Hotel Dusk Room 215 est une étrangeté à tenter. L’idée centrale semble être ceci : utiliser la DS de travers pour pouvoir utiliser les deux écrans comme deux panneaux en 9:16. Ce procédé est central dans ce jeu d’enquête très bavard où chaque personnage occupe un écran. Entre la bande dessinée et le roman-photo, Hotel Dusk tient justement sa force dans ses dialogues et son intrigue.
Bien que le récit se présente comme un roman noir, j’ai eu l’impression de me trouver dans un roman policier classique à la manière d’Agatha Christie. Tout comme « And Then There Were None » ou « Le crime de l'Orient-Express », le récit se déroule dans une unité de temps et de lieu limitée. Toute l’histoire tient sur une soirée et dans un lieu unique qu’est l’Hotel Dusk. Chaque personnage présent est donc central pour l’énigme et cache des secrets qu’il faut dévoiler.
Toutefois, pensez plutôt à un visual novel qui emprunte des éléments d’enquête. Le joueur ne mène pas une véritable enquête, il cherche plutôt à faire avancer l’histoire en débloquant la situation à travers des sortes de petits puzzles ou des dialogues. Fondamentalement ultra-linéaire, n’espérez pas un gameplay d’enquête à la manière de « Return of the Obra Dinn », mais plus un jeu d’aventure point’n’click limité.
Si on prend nos standards d’aujourd’hui pour juger le gameplay de HDR215, on est forcément déçu. Le jeu est soit beaucoup trop guidé (exemple, le personnage qui dit à haute voix « tiens, je devrais aller à la réception » -> on doit aller à la réception) ou bizarrement complexe (si on n’inspecte pas certains objets, le jeu n’avance pas). Globalement, HDR215 utilise l’écran tactile de la DS comme une gimmick qui peut être parfois marrante (crocheter une serrure, rembobiner une cassette avec un crayon) ou parfois de manière totalement agaçante (décorer un sapin de Noël, ou faire une partie de bowling avec les pires contrôles imaginables).
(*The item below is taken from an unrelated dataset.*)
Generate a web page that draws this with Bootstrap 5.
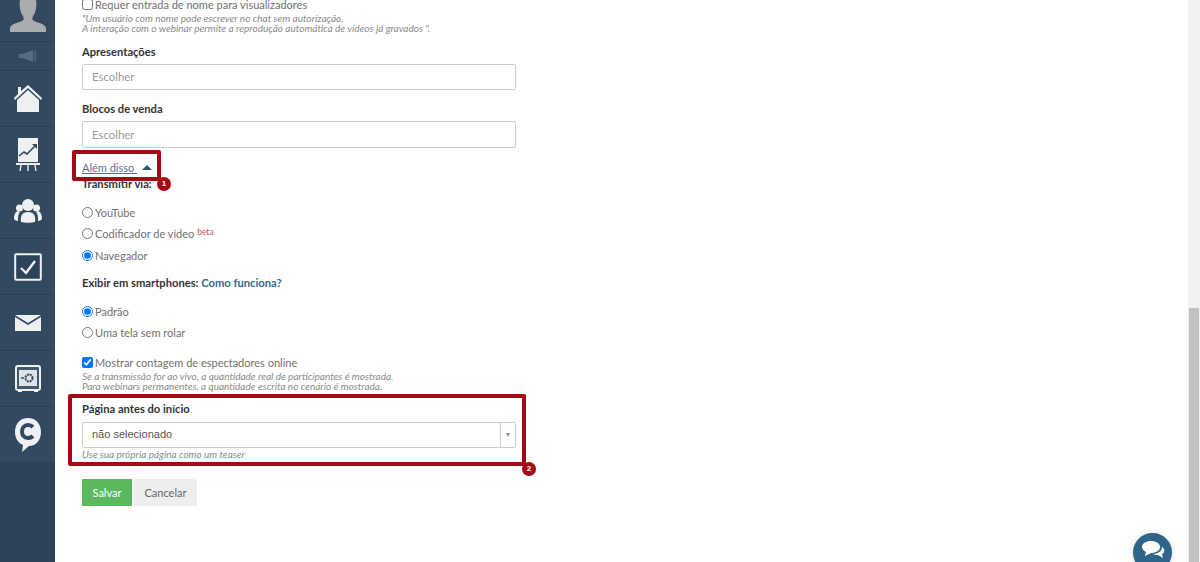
<!DOCTYPE html>
<html lang="pt"><head><meta charset="utf-8"><title>Webinar</title>
<link href="https://cdn.jsdelivr.net/npm/bootstrap@5.3.0/dist/css/bootstrap.min.css" rel="stylesheet">
<style>
html,body{height:562px;overflow:hidden;background:#fff}
body{font-family:Lato,"Liberation Sans",sans-serif;font-size:11px;color:#707070;position:relative}
.shell{height:562px}
.rail{width:55px;flex:none;background:#33495f;height:562px}
.rail-item{border-bottom:1px solid #2c4054;display:flex;align-items:center;justify-content:center;height:56px}
.rail-item:last-of-type{height:58px}
.rail-user{height:42px;align-items:flex-start}
.rail-sound{height:29px}
.rail-rest{background:#2f4358;flex:1}
.pane{flex:1;padding:0 0 0 27px;min-width:0}
.formbox{width:434px;margin-top:-3px;display:flex;flex-direction:column}
.fld-label{font-weight:700;color:#333;font-size:11.2px;line-height:16px;margin:11px 0 4px}
.fld-input{height:26px;border:1px solid #ccc;border-radius:2px;padding:0 9px;font-size:11.4px;line-height:24px;color:#999;background:#fff}
.fld-input-tall{height:27px;line-height:25px}
.hint{font-style:italic;font-size:10px;line-height:10px;color:#8a8a8a}
.opt{display:flex;align-items:center;gap:2px;line-height:16px;font-size:11px;color:#707070;margin:0}
.opt input{margin:-2px 0 0;width:11px;height:11px;flex:none}
.gap-s{margin-top:5px}
.gap-l{margin-top:14px}
.beta{color:#c9525c;font-size:8.5px;position:relative;top:-3px}
.more-row{margin-top:12px;line-height:16px}
.more{color:#55748f;text-decoration:underline;font-size:11px}
.caret-up{display:inline-block;width:0;height:0;border-left:5px solid transparent;border-right:5px solid transparent;border-bottom:5px solid #2d5878;margin-left:5px;vertical-align:2px}
.how{color:#33698f;font-weight:700;text-decoration:none}
.label-via{line-height:14px;margin:1px 0 14px}
.label-phone{margin:11px 0 13px}
.label-page{margin:10px 0 5px}
.pick{height:26px;border:1px solid #ccc;border-radius:2px;display:flex;background:#fff;font-family:"Liberation Sans",sans-serif;font-size:11px;color:#555}
.pick-text{flex:1;padding-left:9px;line-height:22px}
.pick-arrow{width:15px;border-left:1px solid #ccc;display:flex;align-items:center;justify-content:center}
.pick-arrow i{width:0;height:0;border-left:2.5px solid transparent;border-right:2.5px solid transparent;border-top:4px solid #888}
.hint-after{margin-top:1px}
.actions{margin-top:20px;gap:2px}
.btn-save,.btn-cancel{font-size:11px;height:27px;border-radius:0;line-height:25px;padding:0}
.btn-save{background:#5cb85c;border:1px solid #5cb85c;color:#fff;width:50px}
.btn-cancel{background:#eee;border:1px solid #eee;color:#666;width:63px}
.callout{position:absolute;border:4px solid #a50a14;border-radius:2px}
.callout-a{left:72px;top:150px;width:89px;height:31px}
.callout-b{left:68px;top:394px;width:458px;height:72px}
.pin{position:absolute;width:14px;height:14px;border-radius:50%;background:#a50a14;color:#fff;font:700 8px/14px "Liberation Sans",sans-serif;text-align:center}
.pin-a{left:157px;top:177px}
.pin-b{left:522px;top:462px}
.scroll-track{position:absolute;right:0;top:0;width:12px;height:562px;background:#f1f1f1}
.scroll-thumb{position:absolute;left:1px;top:308px;width:10px;height:254px;background:#c1c1c1}
.chat-bubble{position:absolute;left:1133px;top:533px;width:39px;height:39px;border-radius:50%;background:#2f658b;box-shadow:0 0 6px rgba(0,0,0,.15);display:flex;justify-content:center;padding-top:7px}
</style></head>
<body>
<div class="d-flex shell">
 <nav class="rail d-flex flex-column">
  <div class="rail-item rail-user"><svg width="38" height="32" viewBox="0 0 38 32"><path fill="#a9adb1" d="M11 0h16c1 6 0 12-3 16-1 2-1 4 1 5 5 2 11 3 12 7v4H1v-4c1-4 7-5 12-7 2-1 2-3 1-5-3-4-4-10-3-16z"/></svg></div>
  <div class="rail-item rail-sound"><svg width="20" height="14" viewBox="0 0 20 14"><path fill="#546c83" d="M1 5h3l3-1 8-3v12l-8-3-3-1H1z"/><rect x="16" y="2" width="2" height="10" fill="#4a6279"/></svg></div>
  <div class="rail-item"><svg width="30" height="28" viewBox="0 0 30 28"><path fill="#eef0f2" d="M15 0 29 13l-1 2L15 3 2 15l-1-2L5 9V2h3v4z"/><path fill="#eef0f2" d="M15 5 26 15v12H4V15z"/></svg></div>
  <div class="rail-item"><svg width="24" height="34" viewBox="0 0 24 34"><path fill="#eef0f2" d="M2 0h20v24H2z"/><path fill="none" stroke="#33495f" stroke-width="1.6" d="M3 18l5-4 3 2 8-8"/><path fill="#33495f" d="M16 6h5v5z"/><rect y="25" width="24" height="2" fill="#eef0f2"/><path stroke="#eef0f2" stroke-width="1.400" d="M5 27l-1 6M12 27v6M19 27l1 6"/></svg></div>
  <div class="rail-item"><svg width="28" height="24" viewBox="0 0 28 24"><circle cx="14" cy="6" r="6" fill="#eef0f2"/><circle cx="5.500" cy="9" r="3.500" fill="#eef0f2"/><circle cx="22.500" cy="9" r="3.500" fill="#eef0f2"/><path fill="#eef0f2" d="M7 23c-1-6 1-10 7-10s8 4 7 10c-4 1-10 1-14 0z"/><path fill="#eef0f2" d="M0 20c0-4 1-7 4-8l2 1c-2 2-2 5-2 9-2 0-3-1-4-2zM28 20c0-4-1-7-4-8l-2 1c2 2 2 5 2 9 2 0 3-1 4-2z"/></svg></div>
  <div class="rail-item"><svg width="28" height="28" viewBox="0 0 28 28"><rect x="1.200" y="1.200" width="25.600" height="25.600" rx="1" fill="#2b4258" stroke="#eef0f2" stroke-width="2"/><path fill="none" stroke="#eef0f2" stroke-width="2.400" d="M7 15l5 5 9-12"/></svg></div>
  <div class="rail-item"><svg width="26" height="16" viewBox="0 0 26 16"><path fill="#eef0f2" d="M0 0h26L13 8z"/><path fill="#eef0f2" d="M0 2l13 8 13-8v14H0z"/></svg></div>
  <div class="rail-item"><svg width="26" height="28" viewBox="0 0 26 28"><rect x="1" y="1" width="24" height="24" rx="2" fill="#41586d" stroke="#eef0f2" stroke-width="2"/><rect x="4" y="5" width="18" height="16" fill="#dfe3e7"/><circle cx="14" cy="13" r="3.500" fill="none" stroke="#33495f" stroke-width="2" stroke-dasharray="2 .8"/><path stroke="#33495f" stroke-width="1.500" d="M6 13h3"/><path fill="#eef0f2" d="M3 25h4v2H3zM19 25h4v2h-4z"/></svg></div>
  <div class="rail-item"><svg width="28" height="36" viewBox="0 0 28 36"><path fill="#eef0f2" d="M14 1c8 0 13 6 13 14s-5 14-12 14l-7 6 1-7C4 26 1 21 1 15 1 7 6 1 14 1z"/><path fill="none" stroke="#33495f" stroke-width="4" d="M19 10c-1.500-1.500-3-2-5-2-4 0-6 3-6 6.500s2 6.500 6 6.500c2 0 3.500-.5 5-2"/></svg></div>
  <div class="rail-rest"></div>
 </nav>
 <main class="pane">
  <form class="formbox">
   <label class="opt"><input type="checkbox"><span>Requer entrada de nome para visualizadores</span></label>
   <div class="hint">"Um usuário com nome pode escrever no chat sem autorização.<br>A interação com o webinar permite a reprodução automática de vídeos já gravados ".</div>
   <div class="fld-label">Apresentações</div>
   <div class="fld-input">Escolher</div>
   <div class="fld-label">Blocos de venda</div>
   <div class="fld-input fld-input-tall">Escolher</div>
   <div class="more-row"><a class="more" href="#">Além disso&nbsp;</a><span class="caret-up"></span></div>
   <div class="fld-label label-via">Transmitir via:</div>
   <label class="opt"><input type="radio" name="via"><span>YouTube</span></label>
   <label class="opt gap-s"><input type="radio" name="via"><span>Codificador de vídeo <span class="beta">beta</span></span></label>
   <label class="opt gap-s"><input type="radio" name="via" checked><span>Navegador</span></label>
   <div class="fld-label label-phone">Exibir em smartphones: <a class="how" href="#">Como funciona?</a></div>
   <label class="opt"><input type="radio" name="tela" checked><span>Padrão</span></label>
   <label class="opt gap-s"><input type="radio" name="tela"><span>Uma tela sem rolar</span></label>
   <label class="opt gap-l"><input type="checkbox" checked><span>Mostrar contagem de espectadores online</span></label>
   <div class="hint">Se a transmissão for ao vivo, a quantidade real de participantes é mostrada.<br>Para webinars permanentes, a quantidade escrita no cenário é mostrada.</div>
   <div class="fld-label label-page">Página antes do início</div>
   <div class="pick"><div class="pick-text">não selecionado</div><div class="pick-arrow"><i></i></div></div>
   <div class="hint hint-after">Use sua própria página como um teaser</div>
   <div class="d-flex actions"><button type="button" class="btn btn-save">Salvar</button><button type="button" class="btn btn-cancel">Cancelar</button></div>
  </form>
 </main>
</div>
<div class="callout callout-a"></div><div class="pin pin-a">1</div>
<div class="callout callout-b"></div><div class="pin pin-b">2</div>
<div class="scroll-track"><div class="scroll-thumb"></div></div>
<div class="chat-bubble"><svg width="24" height="20" viewBox="0 0 24 20"><path fill="#fff" d="M10 1c5 0 9 2.500 9 6s-4 6-9 6l-6 3 1-4C3 11 1 9 1 7c0-3.500 4-6 9-6z"/><path fill="#fff" d="M21 7c2 1 3 3 2 5-.5 1-1 2-2 2l1 4-5-3c-2 0-3 0-5-1 5 0 9-3 9-7z"/></svg></div>
<script src="https://cdn.jsdelivr.net/npm/bootstrap@5.3.0/dist/js/bootstrap.bundle.min.js"></script>
</body></html>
Certaines passages demandent même de fermer la DS pour débloquer une situation. Sans dévoiler ces situations, je dois avouer que ce sont des moments particulièrement imaginatifs. Je vois d’ailleurs difficilement comment ces moments de gameplay vont survivre sans y jouer sur DS.
Pour continuer avec les éléments moins réussis : la musique est très générique et donne l’impression d’être bloqué dans un ascenseur d’hôtel pseudo chic et les graphismes (hormis les personnages animés) sont très élémentaires. On sent clairement que l’équipe de développement a fait avec peu de moyens (et c’est ce qui fait aussi son charme).
Hotel Dusk Room 215 est un piètre jeu mais un visual novel très réussi. L’histoire et les personnages sont admirablement bien écrits et crédibles. Le fait d’être en huis-clos avec peu de personnages crée un fort lien entre les personnages et les auteurs ont réussi à me maintenir en haleine dans une histoire relativement simple mais dont on ne soupçonne jamais le déroulement final. Par contre, les moments « questionnaires à choix multiples » à la fin de chaque chapitre : non merci.
Tout tient dans les dialogues et dans l’animation des personnages qui sont prodigieusement mis en mouvement rotoscopique. Je suis particulièrement fan de « smirk face » Kyle Hyde et Louis est vraiment réussi dans le rôle de loser sympathique.
Je peux paraître très négatif dans mes lignes mais j’insiste : ce jeu a un charme fou et une ambiance très réussie. Une petite magie que l’on trouve rarement. J’espère vraiment qu’un remaster permettra de donner une seconde vie à ce jeu qui semble être condamné (dans l’état) à être bloqué sur DS.